Additionally, Vietnam’s central bank is taking steps to tighten lending requirements, which could limit defaults. That’s a potential positive in the frontier market.
“The State Bank of Vietnam’s move to tighten lending in the real estate sector has brought about tougher borrowing requirements for developers, homebuyers and investors. As a result, lenders will become more selective in funding new projects and approving mortgage loans. Still, we expect developers with sufficient land bank, diverse sources of funding and an established track record of developing and delivering projects,” added Moody’s.

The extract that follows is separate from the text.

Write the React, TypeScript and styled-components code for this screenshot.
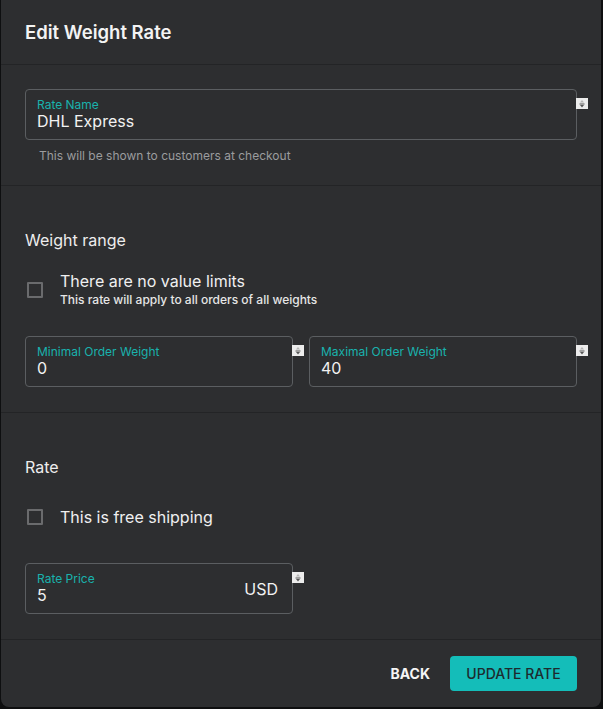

Central bank moves to keep the country’s property market from overheating while limiting defaults is relevant to VNM investors for another reason. The ETF allocates 14.2% of its weight to financial services stocks, many of which are banks that are lenders to real estate developers and related borrowers. That’s VNM’s third-largest sector exposure. Adding to the allure of VNM is that its real estate holdings have pricing power.
“Still, most developers have pricing power and can pass on some of the cost increase to customers. This will lessen the severity of margin erosion and the impact on earnings. Fewer property launches means that demand will continue to outpace supply,” concluded Moody’s.